On Tuesday, CBS Sports’ Dennis Dodd reported that a initiative led by San Diego State to create a new Power Five conference out of the remains of the Pac-12 (Stanford, Cal, Oregon State and Washington State), as well as select schools from both the Mountain West Conference and the American Athletic Conference has failed.

Per Dodd, the attempt to create a new power conference was upended when MW presidents decided Monday night to show unity in the face of a drastically altered college football landscape, a move that now opens the door for the conference to potentially added Oregon State and Washington State, while Stanford and Cal flirt with the ACC.

It didn’t take long for SDSU to respond to the report, through a statement made by athletic director JD Wicker on social media.

Wicker denied the reported SDSU-spearheaded initiative on social media, writing: “FAKE NEWS! Disappointed in the number of absolute fake articles that get written these days! The first two paragraphs of this article contain numerous false or misleading statements. SDSU has been actively involved in conference realignment discussions before and after the latest round of Pac-12 defections.

“However, SDSU has not sought to create a new conference or seek A5 (Autonomy Five) status for a new conference. SDSU has had no communication with the American Athletic Conference, nor any of its member institutions. SDSU continues to be an active participant with the Mountain (West) Conference as the conference assesses the best path forward during this turbulent time in our industry.”

Whether or not SDSU did indeed attempt to create a new Power Five conference in the wake of the Pac-12’s demise, a source told Dodd that the idea holds some merit, as the current four-team Pac-12 is in danger of losing autonomy status following the moves of Oregon and Washington to the Big Ten and Arizona, Arizona State, Colorado and Utah to the Big 12.

“Does it make sense to take the best of the American, remaining Pac and best of the Mountain West and create a new conference that (would) potentially fight for A5 designation? In general, I think it does,” the source said. “I just am not sure what value that would bring from a network standpoint. ESPN and Fox … have already spent their money.”

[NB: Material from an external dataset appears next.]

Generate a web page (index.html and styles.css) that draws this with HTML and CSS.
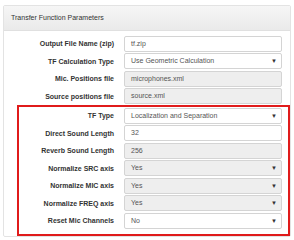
FILE: index.html
```html
<!DOCTYPE html>
<html lang="en">

<head>
    <meta charset="UTF-8">
    <meta name="viewport" content="width=device-width, initial-scale=1.0">
    <title>Transfer Function Parameters</title>
    <link rel="stylesheet" href="styles.css">
</head>

<body>
    <div class="panel">
        <div class="panel-heading">Transfer Function Parameters</div>
        <div class="panel-body">
            <div class="form-row">
                <label>Output File Name (zip)</label>
                <div class="field">tf.zip</div>
            </div>
            <div class="form-row">
                <label>TF Calculation Type</label>
                <div class="field select">Use Geometric Calculation</div>
            </div>
            <div class="form-row">
                <label>Mic. Positions file</label>
                <div class="field readonly">microphones.xml</div>
            </div>
            <div class="form-row">
                <label>Source positions file</label>
                <div class="field readonly">source.xml</div>
            </div>
            <div class="highlight">
                <div class="form-row">
                    <label>TF Type</label>
                    <div class="field select">Localization and Separation</div>
                </div>
                <div class="form-row">
                    <label>Direct Sound Length</label>
                    <div class="field">32</div>
                </div>
                <div class="form-row">
                    <label>Reverb Sound Length</label>
                    <div class="field readonly">256</div>
                </div>
                <div class="form-row">
                    <label>Normalize SRC axis</label>
                    <div class="field select readonly">Yes</div>
                </div>
                <div class="form-row">
                    <label>Normalize MIC axis</label>
                    <div class="field select readonly">Yes</div>
                </div>
                <div class="form-row">
                    <label>Normalize FREQ axis</label>
                    <div class="field select readonly">Yes</div>
                </div>
                <div class="form-row">
                    <label>Reset Mic Channels</label>
                    <div class="field select">No</div>
                </div>
            </div>
        </div>
    </div>
</body>

</html>
```

FILE: styles.css
```css
body {
    font-family: 'Liberation Sans', Arial, sans-serif;
    margin: 0;
    background: #fff;
    color: #333;
}

.panel {
    margin: 5px 0 0 3px;
    width: 286px;
    border: 1px solid #e3e3e3;
    border-radius: 2px;
    height: 230px;
}

.panel-heading {
    height: 24px;
    line-height: 24px;
    padding-left: 7px;
    font-size: 7px;
    color: #333;
    background: linear-gradient(to bottom, #f6f6f6, #eaeaea);
    border-bottom: 1px solid #e0e0e0;
}

.panel-body {
    padding-top: 4.5px;
}

.form-row {
    display: flex;
    align-items: center;
    margin: 0 8px 1.5px 0;
}

.form-row label {
    flex: 1;
    text-align: right;
    font-size: 7px;
    font-weight: bold;
    color: #333;
}

.field {
    position: relative;
    box-sizing: border-box;
    width: 158px;
    height: 16px;
    margin-left: 10px;
    padding-left: 6px;
    line-height: 14px;
    font-size: 7px;
    color: #555;
    background: #fff;
    border: 1px solid #d4d4d4;
    border-radius: 2px;
}

.field.readonly {
    background: #eee;
}

.field.select::after {
    content: "\25BC";
    position: absolute;
    right: 4px;
    top: 0;
    font-size: 6px;
    color: #333;
}

.highlight {
    margin: -1px 0 0 13px;
    padding: 1px 6px 4px 0;
    border: 2px solid #e01b1b;
}

.highlight .form-row {
    margin-right: 0;
}
```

Dodd noted, however, that there was and remains a significant issue with creating a new conference that includes only some Mountain West schools.

Namely exit fees.

Currently, any school that were to leave the MW in time for the 2024 season, when eight Pac-12 programs depart, would have to pay $34 million to the conference. Those fees would only be waived in the event the MW ceased to exit as a conference, which would require nine of the 12 schools to leave.